In the past week, the Irish League of Credit Unions, which has almost three million members nationwide, including thousands in Kildare, issued the results of a survey on back-to-school costs.
It concluded that this year, a typical family will spend approximately €320 on each primary level child, with back-to-school expenditure for a second-level student amounting to around €470.
The survey showed that many parents believe that second-level schools in particular are not sufficiently aware of the need to help parents cut costs in respect of uniforms and books.
Voluntary contributions, averaging €158 for second-level pupils and €102 for those in primary school, were another contentious issue, with many parents pointing out that payment of these contributions was not really “voluntary” and that they added to the financial burden.
A large number of parents surveyed came out in favor of the use of computer technology, including laptops and e-books in the classroom, on the basis that it would cut down on the cost of books.
The survey highlighted the difficulty experienced by many families in dealing with the expenses involved in sending children to school. While almost half (46%) of parents said they could meet back-to-school expenses out of regular monthly income, the remaining 54% are forced to dip into savings, seek help or borrow.
Around one-fifth of parents qualify for the government’s back to school allowance, but the majority of these say the grant is inadequate. Others borrow from the credit union or use credit cards.
One of the most disturbing aspects of the survey is that almost two-thirds of all parents admitted that back-to-school expenses would have a negative impact on family activities and paying other bills.

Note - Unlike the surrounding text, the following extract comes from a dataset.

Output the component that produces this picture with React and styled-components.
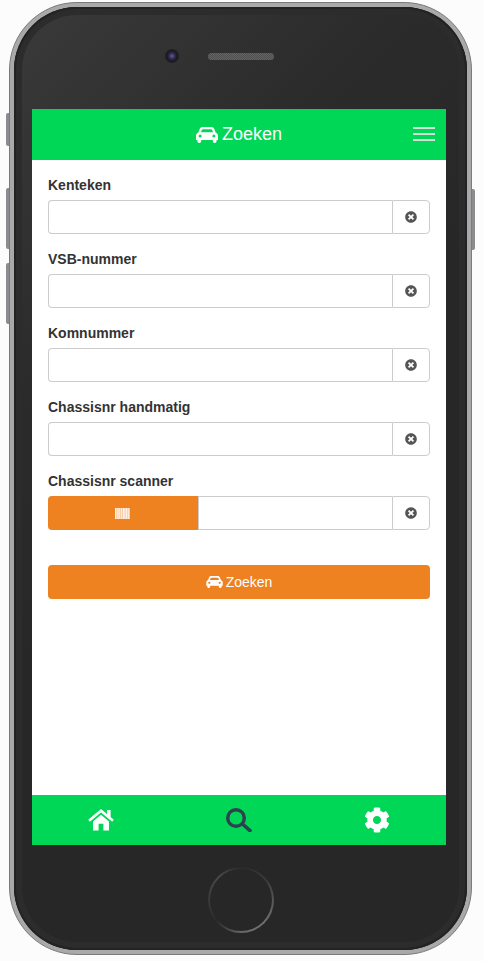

Around 7% said they would have difficulty paying other domestic bills, while a further 7% said they would be forced to forego or delay a credit card payment, incurring additional interest charges.
The Irish League of Credit Unions is encouraging members to plan for back to school expenses, seek out the best possible value and talk to credit union staff if they are experiencing difficulties in the run-up to September.